====== Excerpted data
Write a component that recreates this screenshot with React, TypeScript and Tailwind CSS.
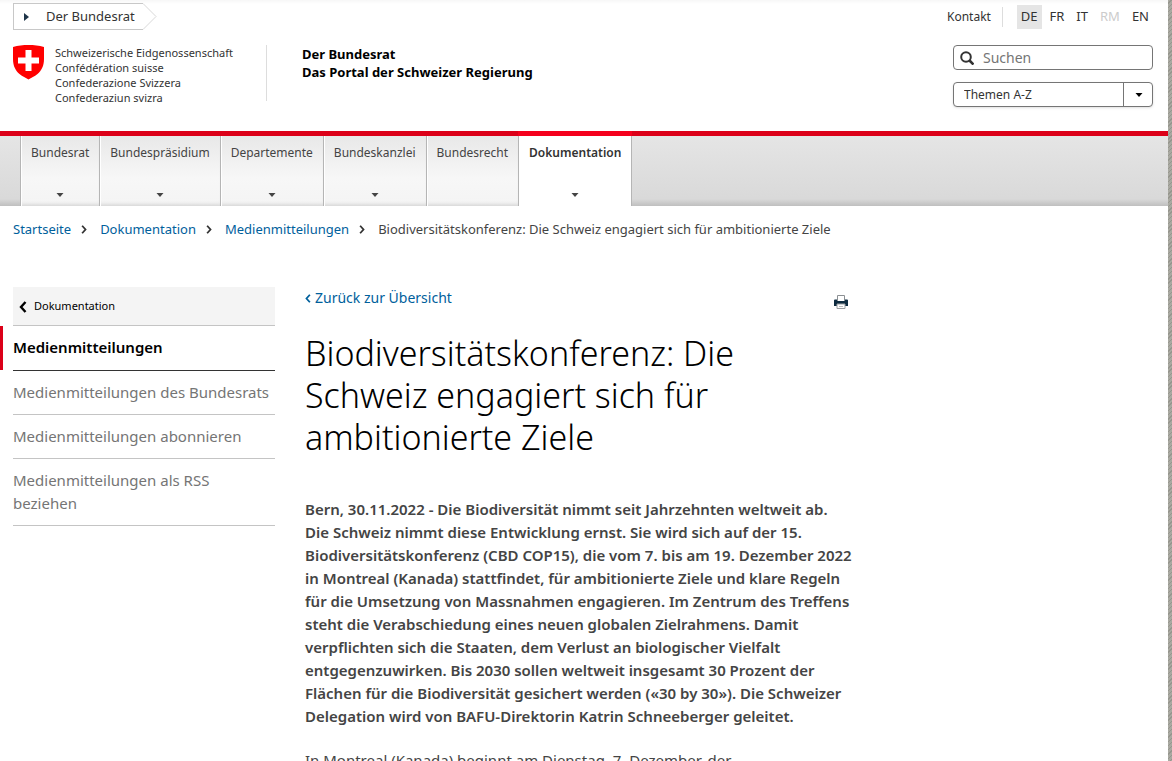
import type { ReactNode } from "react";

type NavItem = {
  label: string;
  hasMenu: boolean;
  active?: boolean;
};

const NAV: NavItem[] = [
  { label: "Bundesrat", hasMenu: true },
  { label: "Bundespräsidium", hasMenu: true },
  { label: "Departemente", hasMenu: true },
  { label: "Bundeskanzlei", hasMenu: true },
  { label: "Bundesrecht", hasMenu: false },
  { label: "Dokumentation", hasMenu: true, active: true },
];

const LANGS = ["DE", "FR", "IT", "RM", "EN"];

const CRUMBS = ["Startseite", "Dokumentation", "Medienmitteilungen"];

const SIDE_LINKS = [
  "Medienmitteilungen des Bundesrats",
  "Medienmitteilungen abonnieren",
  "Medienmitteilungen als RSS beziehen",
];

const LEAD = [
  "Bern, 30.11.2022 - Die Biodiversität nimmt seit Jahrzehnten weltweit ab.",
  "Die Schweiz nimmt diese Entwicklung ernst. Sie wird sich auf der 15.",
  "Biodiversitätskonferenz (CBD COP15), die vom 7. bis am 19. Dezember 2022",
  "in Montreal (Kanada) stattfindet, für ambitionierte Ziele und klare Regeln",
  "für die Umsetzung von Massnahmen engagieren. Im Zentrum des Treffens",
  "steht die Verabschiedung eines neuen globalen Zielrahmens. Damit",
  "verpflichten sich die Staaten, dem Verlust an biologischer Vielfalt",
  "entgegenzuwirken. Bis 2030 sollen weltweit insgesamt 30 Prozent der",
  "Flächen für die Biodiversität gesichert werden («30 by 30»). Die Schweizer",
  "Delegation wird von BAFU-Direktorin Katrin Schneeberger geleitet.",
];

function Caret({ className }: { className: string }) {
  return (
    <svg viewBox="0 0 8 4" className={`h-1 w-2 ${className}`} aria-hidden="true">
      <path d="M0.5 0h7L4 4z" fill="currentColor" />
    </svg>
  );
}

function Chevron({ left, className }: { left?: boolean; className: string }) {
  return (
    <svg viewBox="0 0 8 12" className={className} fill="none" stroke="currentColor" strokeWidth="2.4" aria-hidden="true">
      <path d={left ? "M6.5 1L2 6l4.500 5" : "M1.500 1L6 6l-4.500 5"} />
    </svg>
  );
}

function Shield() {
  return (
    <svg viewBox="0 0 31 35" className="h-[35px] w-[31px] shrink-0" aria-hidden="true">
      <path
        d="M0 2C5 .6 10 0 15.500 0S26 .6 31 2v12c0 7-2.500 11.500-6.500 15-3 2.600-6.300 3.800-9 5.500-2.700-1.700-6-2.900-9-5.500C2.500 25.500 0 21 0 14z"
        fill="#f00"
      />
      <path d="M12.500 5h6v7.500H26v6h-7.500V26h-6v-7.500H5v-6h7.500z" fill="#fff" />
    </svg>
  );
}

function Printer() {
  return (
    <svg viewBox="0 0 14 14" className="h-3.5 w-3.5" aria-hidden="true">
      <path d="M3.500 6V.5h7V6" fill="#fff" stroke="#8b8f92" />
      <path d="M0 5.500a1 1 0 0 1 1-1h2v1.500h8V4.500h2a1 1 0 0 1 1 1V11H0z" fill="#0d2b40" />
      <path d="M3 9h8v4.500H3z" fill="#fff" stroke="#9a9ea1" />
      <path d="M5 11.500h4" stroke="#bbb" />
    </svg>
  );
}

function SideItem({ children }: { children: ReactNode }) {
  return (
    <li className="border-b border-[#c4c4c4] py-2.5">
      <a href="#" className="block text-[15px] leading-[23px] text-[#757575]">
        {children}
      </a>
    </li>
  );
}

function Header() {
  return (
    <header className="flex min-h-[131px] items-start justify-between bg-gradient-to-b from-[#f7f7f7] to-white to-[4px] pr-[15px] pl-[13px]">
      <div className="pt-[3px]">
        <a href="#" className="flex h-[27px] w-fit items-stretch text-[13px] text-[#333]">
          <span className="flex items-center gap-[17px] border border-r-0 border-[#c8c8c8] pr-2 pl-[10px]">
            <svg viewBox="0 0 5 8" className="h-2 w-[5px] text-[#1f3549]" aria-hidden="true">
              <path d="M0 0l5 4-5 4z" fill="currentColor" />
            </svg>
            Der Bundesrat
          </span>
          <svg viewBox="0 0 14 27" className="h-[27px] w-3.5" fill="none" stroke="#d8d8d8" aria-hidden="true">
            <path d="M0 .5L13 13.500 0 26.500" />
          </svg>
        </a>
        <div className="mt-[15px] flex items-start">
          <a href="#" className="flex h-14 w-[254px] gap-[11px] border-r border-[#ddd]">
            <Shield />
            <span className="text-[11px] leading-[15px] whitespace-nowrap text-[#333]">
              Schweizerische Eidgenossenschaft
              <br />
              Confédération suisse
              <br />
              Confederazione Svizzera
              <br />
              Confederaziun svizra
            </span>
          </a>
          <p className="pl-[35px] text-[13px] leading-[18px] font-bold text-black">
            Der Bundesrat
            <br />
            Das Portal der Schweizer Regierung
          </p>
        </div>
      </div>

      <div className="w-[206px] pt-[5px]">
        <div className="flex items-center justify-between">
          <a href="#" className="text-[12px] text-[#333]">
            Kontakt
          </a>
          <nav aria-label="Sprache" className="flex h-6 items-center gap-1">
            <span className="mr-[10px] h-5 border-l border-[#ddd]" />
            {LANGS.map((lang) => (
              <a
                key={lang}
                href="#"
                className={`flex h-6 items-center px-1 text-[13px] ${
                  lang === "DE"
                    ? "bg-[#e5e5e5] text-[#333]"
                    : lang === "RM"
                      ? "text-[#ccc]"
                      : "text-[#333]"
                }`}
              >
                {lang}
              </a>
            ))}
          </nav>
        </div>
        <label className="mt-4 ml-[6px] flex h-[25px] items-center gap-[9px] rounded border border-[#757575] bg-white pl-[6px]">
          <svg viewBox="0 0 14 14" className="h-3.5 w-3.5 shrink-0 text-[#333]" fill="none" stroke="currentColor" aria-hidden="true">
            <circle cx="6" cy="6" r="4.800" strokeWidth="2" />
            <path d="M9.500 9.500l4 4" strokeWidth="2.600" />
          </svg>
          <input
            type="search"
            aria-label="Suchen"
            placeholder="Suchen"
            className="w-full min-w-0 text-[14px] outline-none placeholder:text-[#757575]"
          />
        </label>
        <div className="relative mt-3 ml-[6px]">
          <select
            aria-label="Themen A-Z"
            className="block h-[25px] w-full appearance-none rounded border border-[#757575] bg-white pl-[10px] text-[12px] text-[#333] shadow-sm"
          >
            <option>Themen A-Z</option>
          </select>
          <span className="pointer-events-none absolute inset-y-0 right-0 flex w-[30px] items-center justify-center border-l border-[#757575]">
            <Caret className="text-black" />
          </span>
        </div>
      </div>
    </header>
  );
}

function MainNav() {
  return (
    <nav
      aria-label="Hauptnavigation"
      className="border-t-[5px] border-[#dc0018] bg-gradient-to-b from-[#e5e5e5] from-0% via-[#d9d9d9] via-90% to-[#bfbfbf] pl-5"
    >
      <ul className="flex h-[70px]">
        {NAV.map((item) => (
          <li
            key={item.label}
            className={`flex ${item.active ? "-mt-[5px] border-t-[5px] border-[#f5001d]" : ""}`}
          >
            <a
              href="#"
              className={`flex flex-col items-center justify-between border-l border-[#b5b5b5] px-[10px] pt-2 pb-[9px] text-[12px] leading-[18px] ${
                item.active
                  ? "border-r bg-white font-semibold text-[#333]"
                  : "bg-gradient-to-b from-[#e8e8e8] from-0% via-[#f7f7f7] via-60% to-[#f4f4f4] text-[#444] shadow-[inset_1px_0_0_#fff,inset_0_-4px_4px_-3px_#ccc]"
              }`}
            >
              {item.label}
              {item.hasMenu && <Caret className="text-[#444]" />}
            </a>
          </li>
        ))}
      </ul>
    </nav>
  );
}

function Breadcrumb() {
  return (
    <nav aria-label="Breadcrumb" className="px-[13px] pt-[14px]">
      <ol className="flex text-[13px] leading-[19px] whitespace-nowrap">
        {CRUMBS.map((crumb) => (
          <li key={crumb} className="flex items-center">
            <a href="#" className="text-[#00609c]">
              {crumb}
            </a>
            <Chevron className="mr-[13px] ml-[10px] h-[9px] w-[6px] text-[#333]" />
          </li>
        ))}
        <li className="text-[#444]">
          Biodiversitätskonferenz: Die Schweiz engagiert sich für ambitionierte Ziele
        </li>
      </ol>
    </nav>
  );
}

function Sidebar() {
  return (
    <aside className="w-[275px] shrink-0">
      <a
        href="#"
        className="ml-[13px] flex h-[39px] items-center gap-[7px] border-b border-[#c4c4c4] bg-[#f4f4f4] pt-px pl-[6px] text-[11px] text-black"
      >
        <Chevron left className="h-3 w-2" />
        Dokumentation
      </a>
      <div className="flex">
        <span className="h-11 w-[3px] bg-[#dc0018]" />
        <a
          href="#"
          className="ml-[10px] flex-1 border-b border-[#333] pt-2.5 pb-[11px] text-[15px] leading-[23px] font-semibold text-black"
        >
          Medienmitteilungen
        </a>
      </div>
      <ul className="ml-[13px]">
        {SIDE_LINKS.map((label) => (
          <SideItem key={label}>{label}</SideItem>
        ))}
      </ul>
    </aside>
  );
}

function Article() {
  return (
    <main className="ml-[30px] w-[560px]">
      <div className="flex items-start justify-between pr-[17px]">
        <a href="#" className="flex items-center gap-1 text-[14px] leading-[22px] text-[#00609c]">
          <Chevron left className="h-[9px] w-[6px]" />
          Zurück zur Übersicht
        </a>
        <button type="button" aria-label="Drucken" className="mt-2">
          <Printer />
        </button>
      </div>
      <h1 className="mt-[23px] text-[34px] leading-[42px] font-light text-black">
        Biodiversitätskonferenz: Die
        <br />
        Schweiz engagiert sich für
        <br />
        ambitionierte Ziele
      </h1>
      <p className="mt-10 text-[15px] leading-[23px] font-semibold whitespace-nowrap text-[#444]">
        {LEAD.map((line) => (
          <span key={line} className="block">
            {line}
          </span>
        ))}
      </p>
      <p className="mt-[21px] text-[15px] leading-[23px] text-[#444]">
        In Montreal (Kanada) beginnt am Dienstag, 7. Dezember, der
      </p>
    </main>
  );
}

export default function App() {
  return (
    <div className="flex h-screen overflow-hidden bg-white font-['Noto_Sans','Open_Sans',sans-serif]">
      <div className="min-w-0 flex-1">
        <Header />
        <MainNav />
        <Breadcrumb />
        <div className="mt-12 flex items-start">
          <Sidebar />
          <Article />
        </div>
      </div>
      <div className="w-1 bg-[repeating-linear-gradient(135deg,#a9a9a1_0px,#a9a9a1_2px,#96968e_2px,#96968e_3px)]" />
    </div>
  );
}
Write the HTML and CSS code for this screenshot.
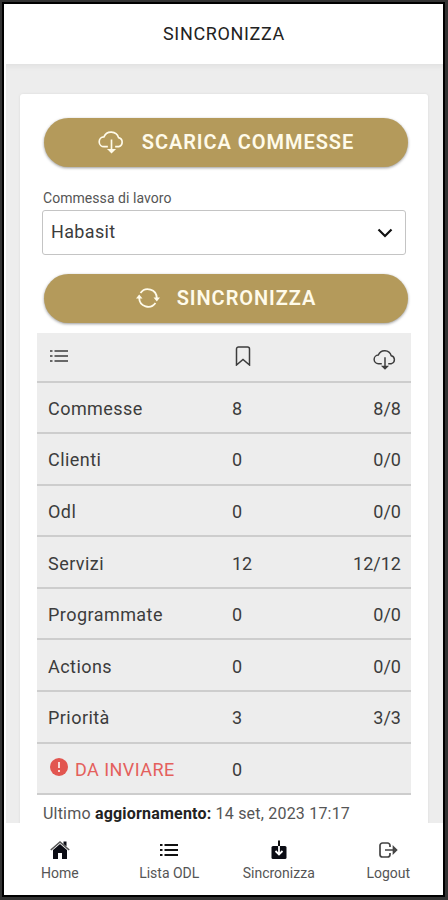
============
Objective
Filter the records above for lines containing the word "screenshot", and copy those lines.

Result for this task
Write a component that recreates this screenshot with React, TypeScript and Tailwind CSS.
Write the HTML and CSS code for this screenshot.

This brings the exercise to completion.